His tastes and pleasures were the tastes and pleasures of a man of letters. He affected a curious kind of scholarship. The hand that had been employed upon the _North Briton_, now devoted itself to the editing of classic texts; the intellect that had been associated with the privately printed "Essay on Woman" was now associated with privately printed editions of Catullus which he fondly believed to be flawless, and of Theophrastus, whose Greek text it pleased him to print without accents. In his tranquil old age he made himself as many friends as in his hot manhood he had made himself enemies. Those who had most hated him came under the spell of his attraction, even the King himself, even Dr. Johnson. His interview with Dr. Johnson is one of the most famous episodes in the literary and political history of the last century. His assurance to King George that he himself had never been a Wilkite is in one sense the truest criticism that has ever been passed upon him. If to be a Wilkite was to entertain {139} all the advanced and all the wild ideas expressed by many of those who took advantage of his agitation, then certainly Wilkes was none such. But he was a Wilkite in the better sense of being true to his own opinions and true to his sense of public duty. When he expressed the wish to have the words "A friend to liberty" inscribed upon his monument, he expressed a wish which the whole tenor of his life, the whole tone of his utterances fully justified. And if he was loyal to his principles he could be chivalrous to his enemies. Almost his last public appearance was at the general election of 1796, when he came forward, with a magnanimity which would have well become many a better man, to support the candidature of Horne Tooke at Westminster, of the man who, after having been his fawning friend, his fulsome flatterer, had turned against him with the basest treachery and the bitterest malignity. There may have been, surely there must have been, a vein of irony in the words in which Wilkes complimented the apostate and the turncoat as a man of public virtues. But the irony was cloaked by courtesy; if the action smacked of the cynic, at least it was done in obedience to the behest to forgive our enemies.

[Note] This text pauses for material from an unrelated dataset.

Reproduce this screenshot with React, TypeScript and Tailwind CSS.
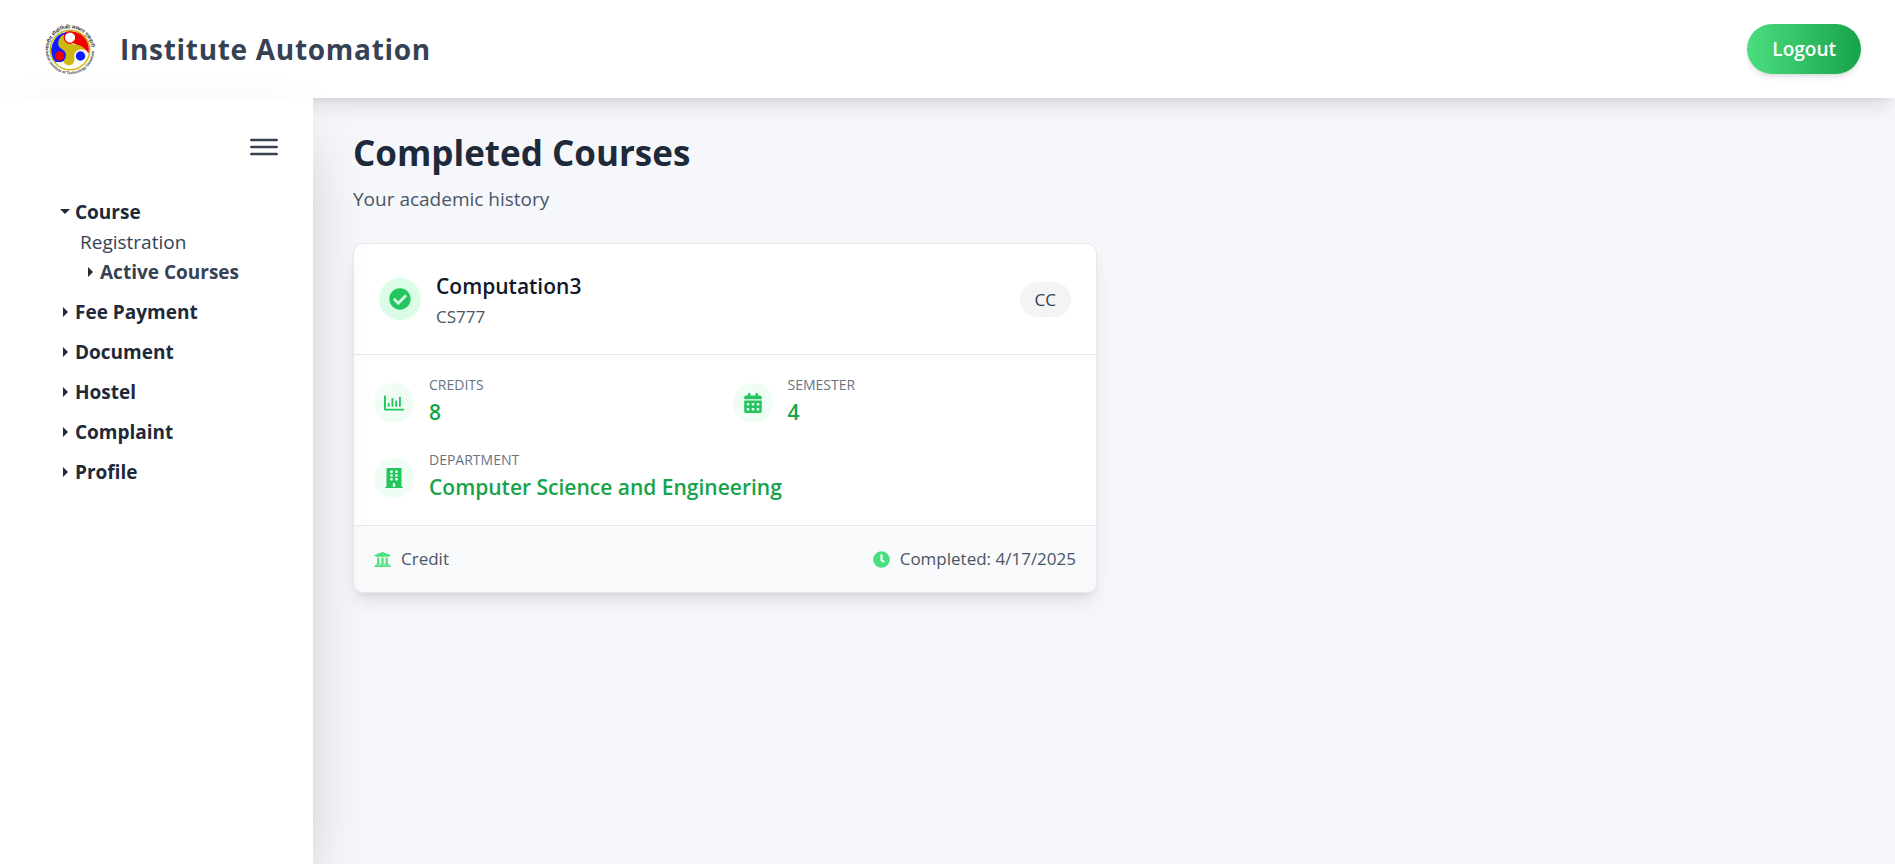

[Sidenote: 1797--Death of Wilkes]
On November 38, 1797, the old, worn, weary man, who had worked so hard and done so much, welcomed, in his capacity of Chamberlain of the City of London, Admiral Sir Horatio Nelson to the honorary freedom of the City. The setting star saluted the rising star. Nelson was then thirty-nine. He had been at sea since he was twelve. He had voyaged in polar seas and tropic waters. He had fought the Americans. He had fought the French. "Hate a Frenchman as you would the devil" was his simple-minded counsel of perfection. He had fought the Spaniards. He had lost an eye at Calvi. He had lost an arm at Santa Cruz. He was ten years married. His love, his error, his glory, Emma Hamilton, Carracioli, Trafalgar, were yet to come.
Less than a month later, in the late December, 1797, John Wilkes was dead. He was seventy years old. For nearly forty years he had lived unknown, unheeded. For {140} ten years he was the most conspicuous man in England, the best hated and the best loved. For twenty years more he was an honored public and private citizen. He will always be remembered as one of the most remarkable men of a century of remarkable men.